* BEGIN Exercise data *

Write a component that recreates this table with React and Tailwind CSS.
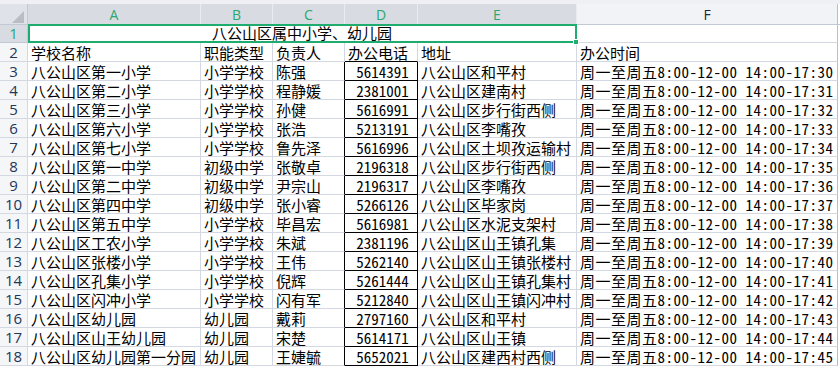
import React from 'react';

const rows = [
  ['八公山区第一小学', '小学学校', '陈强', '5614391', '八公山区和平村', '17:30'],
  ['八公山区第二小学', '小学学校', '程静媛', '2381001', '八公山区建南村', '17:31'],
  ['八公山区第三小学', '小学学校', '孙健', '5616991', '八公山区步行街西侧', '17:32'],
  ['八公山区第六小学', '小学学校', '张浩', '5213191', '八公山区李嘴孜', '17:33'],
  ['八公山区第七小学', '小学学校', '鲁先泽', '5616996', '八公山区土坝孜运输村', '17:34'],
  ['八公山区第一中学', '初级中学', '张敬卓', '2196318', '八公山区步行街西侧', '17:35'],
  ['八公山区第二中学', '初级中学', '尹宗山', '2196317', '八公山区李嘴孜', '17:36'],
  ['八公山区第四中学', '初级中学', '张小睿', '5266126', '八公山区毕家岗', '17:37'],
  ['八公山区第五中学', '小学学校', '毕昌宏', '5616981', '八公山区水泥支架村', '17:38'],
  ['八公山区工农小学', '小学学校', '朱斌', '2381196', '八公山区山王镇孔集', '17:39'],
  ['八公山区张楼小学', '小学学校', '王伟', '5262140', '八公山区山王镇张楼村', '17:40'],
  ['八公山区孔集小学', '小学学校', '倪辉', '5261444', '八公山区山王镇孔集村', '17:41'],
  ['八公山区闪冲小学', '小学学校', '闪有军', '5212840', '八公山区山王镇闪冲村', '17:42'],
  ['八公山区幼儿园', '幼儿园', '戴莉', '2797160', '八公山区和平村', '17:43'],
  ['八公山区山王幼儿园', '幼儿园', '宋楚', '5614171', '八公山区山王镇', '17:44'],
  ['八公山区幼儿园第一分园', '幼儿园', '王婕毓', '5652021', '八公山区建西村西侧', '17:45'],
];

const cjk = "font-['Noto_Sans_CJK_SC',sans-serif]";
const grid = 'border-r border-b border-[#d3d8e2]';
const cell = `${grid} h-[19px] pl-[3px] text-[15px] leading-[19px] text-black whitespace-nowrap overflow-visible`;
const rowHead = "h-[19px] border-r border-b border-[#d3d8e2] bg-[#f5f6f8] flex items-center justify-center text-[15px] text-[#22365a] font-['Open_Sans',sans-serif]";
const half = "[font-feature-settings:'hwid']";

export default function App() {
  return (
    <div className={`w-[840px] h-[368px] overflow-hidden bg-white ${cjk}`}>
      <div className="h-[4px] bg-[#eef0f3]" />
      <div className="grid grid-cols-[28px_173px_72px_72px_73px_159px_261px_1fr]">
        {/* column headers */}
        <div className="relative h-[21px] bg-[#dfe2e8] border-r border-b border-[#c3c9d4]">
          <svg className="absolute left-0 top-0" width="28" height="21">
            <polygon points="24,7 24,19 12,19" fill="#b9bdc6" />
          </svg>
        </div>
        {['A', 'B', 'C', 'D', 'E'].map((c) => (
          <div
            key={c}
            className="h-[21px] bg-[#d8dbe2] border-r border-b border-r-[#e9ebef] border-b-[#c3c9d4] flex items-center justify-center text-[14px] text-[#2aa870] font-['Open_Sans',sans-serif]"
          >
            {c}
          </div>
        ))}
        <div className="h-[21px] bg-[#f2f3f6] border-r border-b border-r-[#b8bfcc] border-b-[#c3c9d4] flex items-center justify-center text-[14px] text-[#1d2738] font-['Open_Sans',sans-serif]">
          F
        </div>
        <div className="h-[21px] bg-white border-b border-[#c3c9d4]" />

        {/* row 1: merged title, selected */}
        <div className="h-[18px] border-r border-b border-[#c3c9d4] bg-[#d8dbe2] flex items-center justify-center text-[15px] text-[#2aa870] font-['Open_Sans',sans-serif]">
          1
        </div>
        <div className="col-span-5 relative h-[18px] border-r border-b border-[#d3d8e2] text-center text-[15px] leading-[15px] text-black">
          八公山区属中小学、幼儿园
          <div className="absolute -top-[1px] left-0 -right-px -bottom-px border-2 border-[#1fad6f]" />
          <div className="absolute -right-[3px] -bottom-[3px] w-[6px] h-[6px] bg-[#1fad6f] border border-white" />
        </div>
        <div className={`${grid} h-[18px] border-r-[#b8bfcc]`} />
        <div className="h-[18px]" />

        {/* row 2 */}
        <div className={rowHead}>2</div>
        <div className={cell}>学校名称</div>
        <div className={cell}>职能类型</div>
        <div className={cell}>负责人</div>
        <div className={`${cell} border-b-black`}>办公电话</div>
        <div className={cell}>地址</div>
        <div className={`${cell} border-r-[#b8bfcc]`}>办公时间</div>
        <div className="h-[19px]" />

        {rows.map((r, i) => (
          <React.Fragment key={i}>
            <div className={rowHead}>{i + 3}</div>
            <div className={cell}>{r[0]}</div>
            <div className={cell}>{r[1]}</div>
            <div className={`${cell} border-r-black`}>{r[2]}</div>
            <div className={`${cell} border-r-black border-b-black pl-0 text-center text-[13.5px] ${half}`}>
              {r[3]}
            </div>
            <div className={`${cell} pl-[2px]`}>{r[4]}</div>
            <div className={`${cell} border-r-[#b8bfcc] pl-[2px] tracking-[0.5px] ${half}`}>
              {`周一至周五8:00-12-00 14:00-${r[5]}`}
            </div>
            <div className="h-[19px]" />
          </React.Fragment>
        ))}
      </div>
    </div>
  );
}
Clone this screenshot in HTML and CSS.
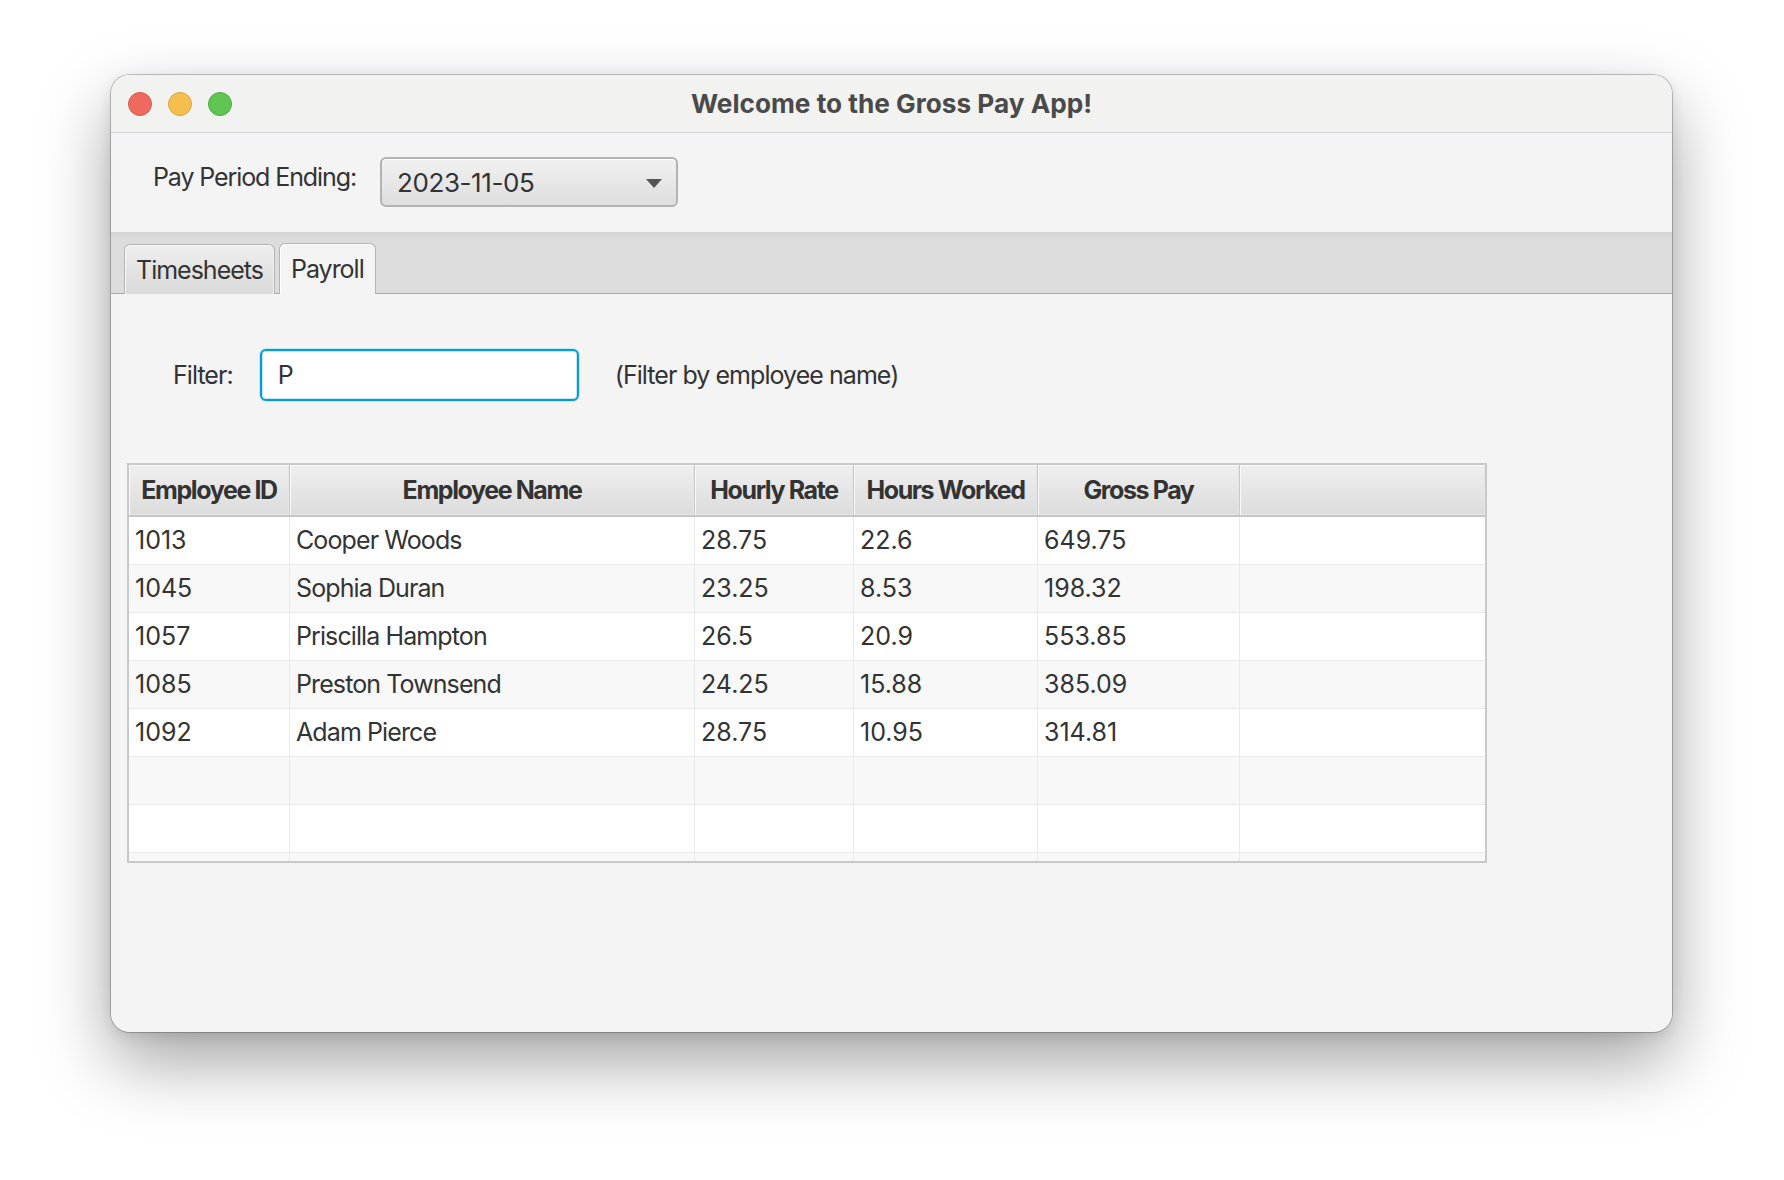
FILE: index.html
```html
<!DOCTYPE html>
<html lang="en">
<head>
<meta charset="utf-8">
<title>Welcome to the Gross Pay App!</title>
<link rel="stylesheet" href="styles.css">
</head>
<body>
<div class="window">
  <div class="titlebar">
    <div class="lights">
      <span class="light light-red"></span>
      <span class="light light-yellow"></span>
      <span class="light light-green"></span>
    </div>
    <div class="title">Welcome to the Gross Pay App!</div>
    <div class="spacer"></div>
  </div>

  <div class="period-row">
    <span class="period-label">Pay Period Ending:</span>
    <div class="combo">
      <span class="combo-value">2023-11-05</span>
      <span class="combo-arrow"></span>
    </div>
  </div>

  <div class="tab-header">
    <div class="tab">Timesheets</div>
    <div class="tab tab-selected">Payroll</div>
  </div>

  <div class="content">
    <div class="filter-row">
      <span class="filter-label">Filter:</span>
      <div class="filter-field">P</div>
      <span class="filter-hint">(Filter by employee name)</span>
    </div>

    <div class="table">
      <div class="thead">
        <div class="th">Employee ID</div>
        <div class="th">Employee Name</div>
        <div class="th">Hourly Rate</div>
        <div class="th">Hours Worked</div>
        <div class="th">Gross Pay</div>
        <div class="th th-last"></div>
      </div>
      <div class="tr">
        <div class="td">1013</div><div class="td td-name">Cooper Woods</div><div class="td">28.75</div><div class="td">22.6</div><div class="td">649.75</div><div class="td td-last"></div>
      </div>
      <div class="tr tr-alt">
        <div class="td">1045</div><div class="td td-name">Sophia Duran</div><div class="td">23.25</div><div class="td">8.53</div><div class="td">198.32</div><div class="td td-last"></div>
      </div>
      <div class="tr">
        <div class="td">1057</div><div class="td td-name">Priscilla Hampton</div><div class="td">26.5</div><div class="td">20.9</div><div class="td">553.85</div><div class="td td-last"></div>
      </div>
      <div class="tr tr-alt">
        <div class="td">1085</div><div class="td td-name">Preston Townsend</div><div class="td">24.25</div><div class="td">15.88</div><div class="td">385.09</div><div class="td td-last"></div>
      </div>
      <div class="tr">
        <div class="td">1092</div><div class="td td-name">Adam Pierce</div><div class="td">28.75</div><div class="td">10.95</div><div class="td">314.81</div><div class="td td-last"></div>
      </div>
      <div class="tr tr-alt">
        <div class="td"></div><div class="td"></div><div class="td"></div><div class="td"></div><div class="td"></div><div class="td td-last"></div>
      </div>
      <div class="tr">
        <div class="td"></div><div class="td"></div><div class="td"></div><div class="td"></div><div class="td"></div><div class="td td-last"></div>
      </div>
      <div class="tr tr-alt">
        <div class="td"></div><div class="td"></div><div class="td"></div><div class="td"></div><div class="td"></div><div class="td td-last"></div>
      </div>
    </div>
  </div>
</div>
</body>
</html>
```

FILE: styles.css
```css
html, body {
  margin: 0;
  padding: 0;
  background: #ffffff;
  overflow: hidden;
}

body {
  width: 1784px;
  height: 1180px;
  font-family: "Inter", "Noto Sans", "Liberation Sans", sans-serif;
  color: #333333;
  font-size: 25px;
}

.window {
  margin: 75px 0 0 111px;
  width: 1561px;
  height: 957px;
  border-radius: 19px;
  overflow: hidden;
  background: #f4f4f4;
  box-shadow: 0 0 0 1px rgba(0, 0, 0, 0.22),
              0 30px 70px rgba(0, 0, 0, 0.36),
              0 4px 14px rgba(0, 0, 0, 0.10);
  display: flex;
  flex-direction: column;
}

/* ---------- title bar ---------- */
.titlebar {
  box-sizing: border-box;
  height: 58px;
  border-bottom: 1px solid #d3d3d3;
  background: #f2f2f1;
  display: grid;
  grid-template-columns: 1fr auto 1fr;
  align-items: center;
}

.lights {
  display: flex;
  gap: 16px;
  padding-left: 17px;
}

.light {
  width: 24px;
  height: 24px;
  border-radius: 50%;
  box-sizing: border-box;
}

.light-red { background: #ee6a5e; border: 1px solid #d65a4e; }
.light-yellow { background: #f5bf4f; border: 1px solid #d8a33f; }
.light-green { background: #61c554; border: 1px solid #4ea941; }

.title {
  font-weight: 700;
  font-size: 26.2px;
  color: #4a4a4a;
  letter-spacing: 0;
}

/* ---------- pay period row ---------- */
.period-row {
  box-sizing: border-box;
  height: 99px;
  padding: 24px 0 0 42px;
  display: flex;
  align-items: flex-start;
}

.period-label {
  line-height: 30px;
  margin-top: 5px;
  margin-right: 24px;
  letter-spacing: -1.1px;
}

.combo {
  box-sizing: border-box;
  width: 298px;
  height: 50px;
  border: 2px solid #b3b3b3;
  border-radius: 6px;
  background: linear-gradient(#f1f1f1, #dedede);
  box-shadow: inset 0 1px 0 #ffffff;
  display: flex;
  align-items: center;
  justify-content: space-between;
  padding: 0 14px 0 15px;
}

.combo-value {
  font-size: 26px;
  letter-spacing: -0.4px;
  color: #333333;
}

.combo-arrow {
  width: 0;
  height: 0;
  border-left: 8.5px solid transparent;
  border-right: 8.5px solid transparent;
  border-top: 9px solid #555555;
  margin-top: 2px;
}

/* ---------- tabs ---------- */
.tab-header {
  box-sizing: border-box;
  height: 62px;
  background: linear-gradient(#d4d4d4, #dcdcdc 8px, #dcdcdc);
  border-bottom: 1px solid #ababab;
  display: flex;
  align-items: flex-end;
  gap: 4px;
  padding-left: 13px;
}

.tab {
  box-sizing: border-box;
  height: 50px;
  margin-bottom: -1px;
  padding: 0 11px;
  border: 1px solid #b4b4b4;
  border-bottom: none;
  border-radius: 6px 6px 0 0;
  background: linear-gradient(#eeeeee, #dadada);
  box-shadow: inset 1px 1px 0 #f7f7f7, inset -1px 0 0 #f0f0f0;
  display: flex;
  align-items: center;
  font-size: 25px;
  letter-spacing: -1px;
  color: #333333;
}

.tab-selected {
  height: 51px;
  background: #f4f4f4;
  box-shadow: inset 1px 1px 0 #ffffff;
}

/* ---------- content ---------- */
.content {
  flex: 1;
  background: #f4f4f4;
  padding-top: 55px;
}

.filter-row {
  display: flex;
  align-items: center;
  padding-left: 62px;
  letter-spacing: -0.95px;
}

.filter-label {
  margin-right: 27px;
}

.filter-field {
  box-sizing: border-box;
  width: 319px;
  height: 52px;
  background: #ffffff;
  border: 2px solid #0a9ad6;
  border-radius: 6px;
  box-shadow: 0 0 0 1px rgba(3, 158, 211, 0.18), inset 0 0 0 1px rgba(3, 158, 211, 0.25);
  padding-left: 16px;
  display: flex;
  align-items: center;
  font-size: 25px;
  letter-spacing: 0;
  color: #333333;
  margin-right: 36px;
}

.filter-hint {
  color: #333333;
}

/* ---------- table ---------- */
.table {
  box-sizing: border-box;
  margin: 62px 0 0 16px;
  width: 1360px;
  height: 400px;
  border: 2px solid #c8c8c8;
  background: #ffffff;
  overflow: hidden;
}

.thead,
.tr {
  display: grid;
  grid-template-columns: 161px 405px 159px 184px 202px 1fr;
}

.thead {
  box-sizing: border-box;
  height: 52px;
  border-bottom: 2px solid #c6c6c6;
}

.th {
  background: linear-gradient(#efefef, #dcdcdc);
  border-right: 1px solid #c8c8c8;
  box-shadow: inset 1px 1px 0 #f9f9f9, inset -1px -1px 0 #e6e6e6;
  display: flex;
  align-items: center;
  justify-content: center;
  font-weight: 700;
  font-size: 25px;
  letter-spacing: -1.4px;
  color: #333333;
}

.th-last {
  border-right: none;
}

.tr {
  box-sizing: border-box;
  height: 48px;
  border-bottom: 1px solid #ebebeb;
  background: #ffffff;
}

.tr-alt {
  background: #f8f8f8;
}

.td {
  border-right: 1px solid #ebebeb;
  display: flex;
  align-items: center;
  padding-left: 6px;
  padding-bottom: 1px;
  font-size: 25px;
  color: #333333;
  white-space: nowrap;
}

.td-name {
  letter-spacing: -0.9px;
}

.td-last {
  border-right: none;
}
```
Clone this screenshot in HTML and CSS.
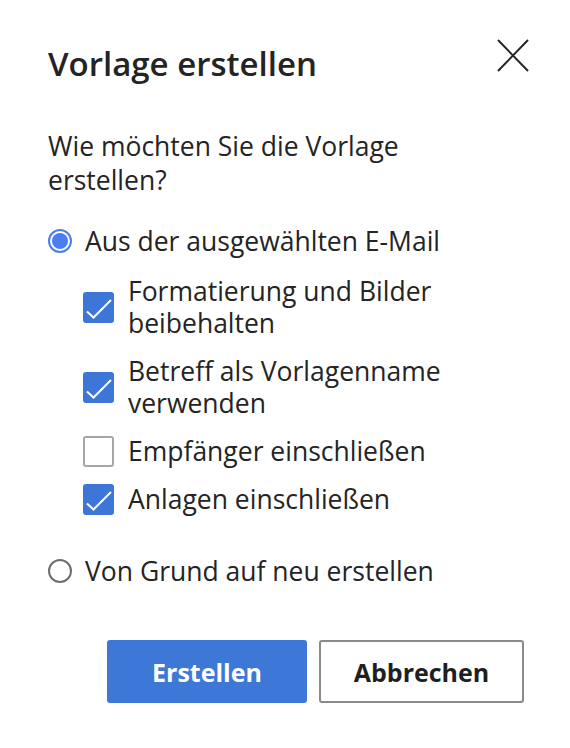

* END Exercise data *

Restate exactly, please, only the lines between the start of the data and the line containing "import React from 'react';", both ends included, skipping the pictures.

### [Problem solution]
Write a component that recreates this table with React and Tailwind CSS.
import React from 'react';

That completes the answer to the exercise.